What the exercise asks: Extract the whole listing as it stands. Do not include the pictures.

Data provided:
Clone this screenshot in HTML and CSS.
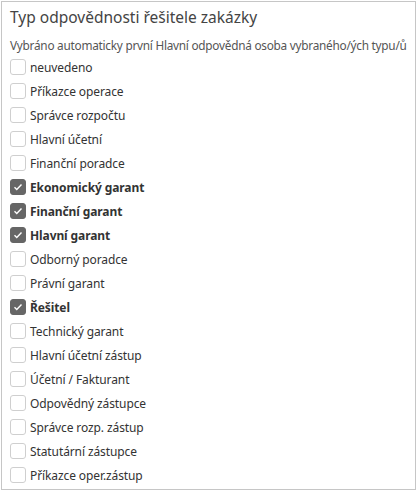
FILE: index.html
```html
<!DOCTYPE html>
<html lang="cs">
<head>
    <meta charset="UTF-8">
    <title>Typ odpovědnosti řešitele zakázky</title>
    <link rel="stylesheet" href="styles.css">
</head>
<body>
    <div class="panel">
        <h1>Typ odpovědnosti řešitele zakázky</h1>
        <div class="hint">Vybráno automaticky první Hlavní odpovědná osoba vybraného/ých typu/ů</div>

        <ul class="options">
            <li><span class="box"></span>neuvedeno</li>
            <li><span class="box"></span>Příkazce operace</li>
            <li><span class="box"></span>Správce rozpočtu</li>
            <li><span class="box"></span>Hlavní účetní</li>
            <li><span class="box"></span>Finanční poradce</li>
            <li class="checked"><span class="box"><svg viewBox="0 0 16 16"><path d="M4 8.3l2.6 2.6L12 5.2" /></svg></span>Ekonomický garant</li>
            <li class="checked"><span class="box"><svg viewBox="0 0 16 16"><path d="M4 8.3l2.6 2.6L12 5.2" /></svg></span>Finanční garant</li>
            <li class="checked"><span class="box"><svg viewBox="0 0 16 16"><path d="M4 8.3l2.6 2.6L12 5.2" /></svg></span>Hlavní garant</li>
            <li><span class="box"></span>Odborný poradce</li>
            <li><span class="box"></span>Právní garant</li>
            <li class="checked"><span class="box"><svg viewBox="0 0 16 16"><path d="M4 8.3l2.6 2.6L12 5.2" /></svg></span>Řešitel</li>
            <li><span class="box"></span>Technický garant</li>
            <li><span class="box"></span>Hlavní účetní zástup</li>
            <li><span class="box"></span>Účetní / Fakturant</li>
            <li><span class="box"></span>Odpovědný zástupce</li>
            <li><span class="box"></span>Správce rozp. zástup</li>
            <li><span class="box"></span>Statutární zástupce</li>
            <li><span class="box"></span>Příkazce oper.zástup</li>
        </ul>
    </div>
</body>
</html>
```

FILE: styles.css
```css
body {
    margin: 0;
    background-color: white;
    font-family: "Noto Sans", "Open Sans", sans-serif;
    color: #333;
}

.panel {
    box-sizing: border-box;
    width: 415px;
    height: 489px;
    margin: 1px 0 0 1px;
    border: 1px solid #c6c6c6;
    padding: 3px 0 0 8px;
    overflow: hidden;
}

h1 {
    margin: 0;
    font-size: 15.5px;
    font-weight: normal;
    color: #444;
    line-height: 24px;
}

.hint {
    margin-top: 8px;
    font-size: 11.8px;
    letter-spacing: -0.25px;
    color: #555;
    line-height: 16px;
    white-space: nowrap;
}

.options {
    list-style: none;
    margin: 2px 0 0 0;
    padding: 0;
}

.options li {
    display: flex;
    align-items: center;
    height: 24px;
    font-size: 12px;
    letter-spacing: -0.1px;
}

.box {
    box-sizing: border-box;
    width: 16px;
    height: 16px;
    margin-right: 4px;
    border: 1px solid #cfcfcf;
    border-radius: 3px;
    background-color: white;
    display: flex;
}

.box svg {
    width: 14px;
    height: 14px;
    fill: none;
    stroke: white;
    stroke-width: 1.6;
}

.checked {
    font-weight: bold;
}

.checked .box {
    background-color: #666;
    border-color: #666;
}
```
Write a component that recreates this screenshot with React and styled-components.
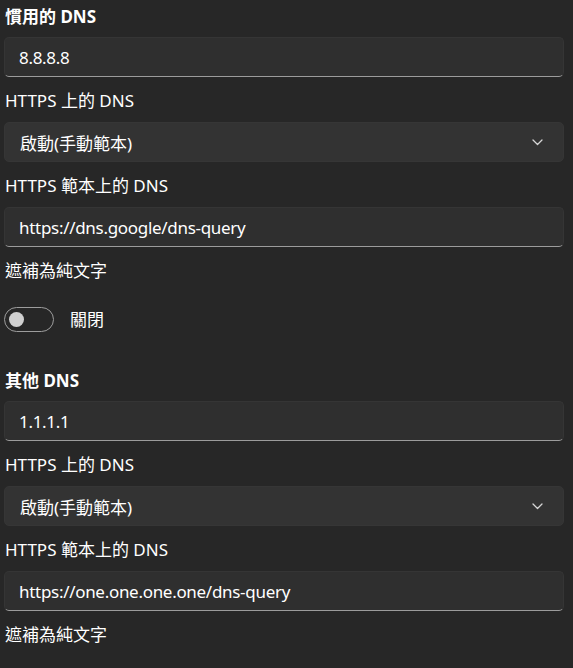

Written answer:
Clone this screenshot in HTML and CSS.
FILE: index.html
```html
<!DOCTYPE html>
<html lang="cs">
<head>
    <meta charset="UTF-8">
    <title>Typ odpovědnosti řešitele zakázky</title>
    <link rel="stylesheet" href="styles.css">
</head>
<body>
    <div class="panel">
        <h1>Typ odpovědnosti řešitele zakázky</h1>
        <div class="hint">Vybráno automaticky první Hlavní odpovědná osoba vybraného/ých typu/ů</div>

        <ul class="options">
            <li><span class="box"></span>neuvedeno</li>
            <li><span class="box"></span>Příkazce operace</li>
            <li><span class="box"></span>Správce rozpočtu</li>
            <li><span class="box"></span>Hlavní účetní</li>
            <li><span class="box"></span>Finanční poradce</li>
            <li class="checked"><span class="box"><svg viewBox="0 0 16 16"><path d="M4 8.3l2.6 2.6L12 5.2" /></svg></span>Ekonomický garant</li>
            <li class="checked"><span class="box"><svg viewBox="0 0 16 16"><path d="M4 8.3l2.6 2.6L12 5.2" /></svg></span>Finanční garant</li>
            <li class="checked"><span class="box"><svg viewBox="0 0 16 16"><path d="M4 8.3l2.6 2.6L12 5.2" /></svg></span>Hlavní garant</li>
            <li><span class="box"></span>Odborný poradce</li>
            <li><span class="box"></span>Právní garant</li>
            <li class="checked"><span class="box"><svg viewBox="0 0 16 16"><path d="M4 8.3l2.6 2.6L12 5.2" /></svg></span>Řešitel</li>
            <li><span class="box"></span>Technický garant</li>
            <li><span class="box"></span>Hlavní účetní zástup</li>
            <li><span class="box"></span>Účetní / Fakturant</li>
            <li><span class="box"></span>Odpovědný zástupce</li>
            <li><span class="box"></span>Správce rozp. zástup</li>
            <li><span class="box"></span>Statutární zástupce</li>
            <li><span class="box"></span>Příkazce oper.zástup</li>
        </ul>
    </div>
</body>
</html>
```

FILE: styles.css
```css
body {
    margin: 0;
    background-color: white;
    font-family: "Noto Sans", "Open Sans", sans-serif;
    color: #333;
}

.panel {
    box-sizing: border-box;
    width: 415px;
    height: 489px;
    margin: 1px 0 0 1px;
    border: 1px solid #c6c6c6;
    padding: 3px 0 0 8px;
    overflow: hidden;
}

h1 {
    margin: 0;
    font-size: 15.5px;
    font-weight: normal;
    color: #444;
    line-height: 24px;
}

.hint {
    margin-top: 8px;
    font-size: 11.8px;
    letter-spacing: -0.25px;
    color: #555;
    line-height: 16px;
    white-space: nowrap;
}

.options {
    list-style: none;
    margin: 2px 0 0 0;
    padding: 0;
}

.options li {
    display: flex;
    align-items: center;
    height: 24px;
    font-size: 12px;
    letter-spacing: -0.1px;
}

.box {
    box-sizing: border-box;
    width: 16px;
    height: 16px;
    margin-right: 4px;
    border: 1px solid #cfcfcf;
    border-radius: 3px;
    background-color: white;
    display: flex;
}

.box svg {
    width: 14px;
    height: 14px;
    fill: none;
    stroke: white;
    stroke-width: 1.6;
}

.checked {
    font-weight: bold;
}

.checked .box {
    background-color: #666;
    border-color: #666;
}
```
Write a component that recreates this screenshot with React and styled-components.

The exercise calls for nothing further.